Señoras solas, agrupadas, amigas, compañeras de talleres de cine: cinéfilas. Mujeres grandes, con bastones, grillas de programación oficiales y otras hechas artesanalmente e impresas en hojas A4 llenas de notas y colores. Mujeres con pelos blancos, amarillos, rojizos, cortos, bien peinados. Las cinéfilas tienen su propio sonido: exclaman durante las películas, sonorizan los suspensos y las sorpresas como Bernard Herrmann en las películas de Hitchcock. Sus sonidos juzgan y exoneran. Las cinéfilas son impunes: sacan el celular con el brillo al taco en el medio de la proyección, llegan tarde con sus linternas radiantes iluminando los escalones de los pasillos y se van antes si una película no les gusta. Asisten especialmente a las funciones de la mañana, aunque también las hay nocturnas, desveladas.
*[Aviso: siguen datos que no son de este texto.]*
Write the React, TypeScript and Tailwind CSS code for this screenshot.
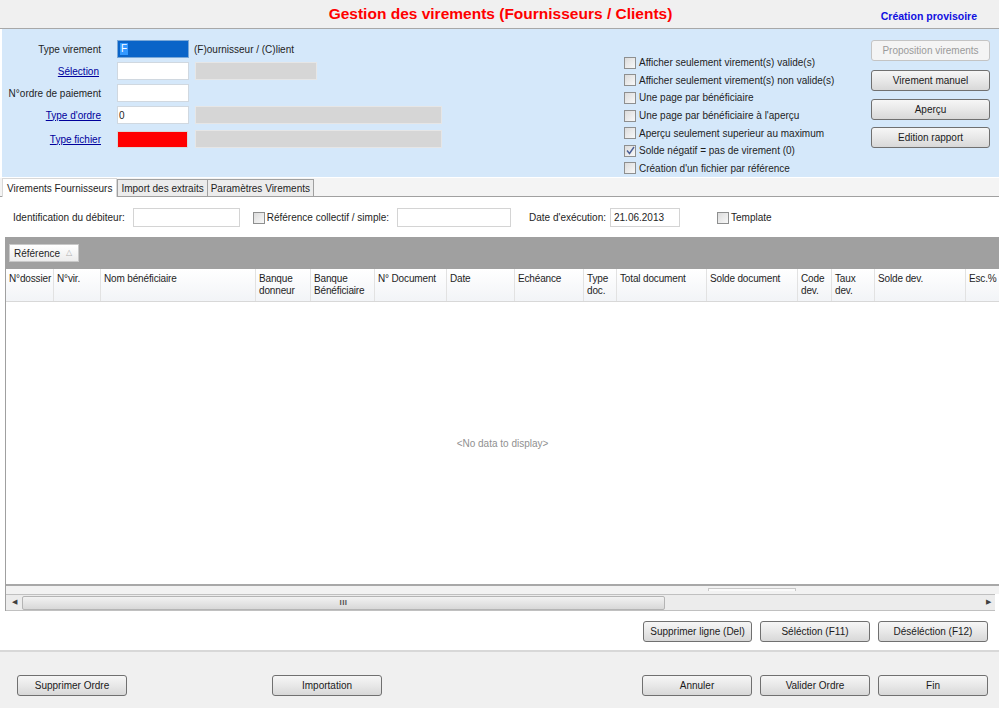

Hacen preguntas a los directores durante las conferencias de prensa, comentan, halagan, critican en voz baja: las cinéfilas tienen códigos.Están orgullosas: todas saben y muestran como una placa honorífica los años que llevan viniendo al festival de cine. El mundo de las cinéfilas está lleno de sinópsis y relatos de películas, pero recuerdan pocos nombres propios. “No respondo lo googleable” podrían empezar a decir ante el recurrente olvido de los títulos: las cinéfilas recuerdan lo importante. Son ambiguas. Las cinéfilas son una incógnita para el resto: “¿cómo hacen?”. Pero también una quimera: que existe un mundo, hecho por la obstinación de señoras de 70, 80 y 90 años, en el que el amor por el cine sigue vivo y hace vivir.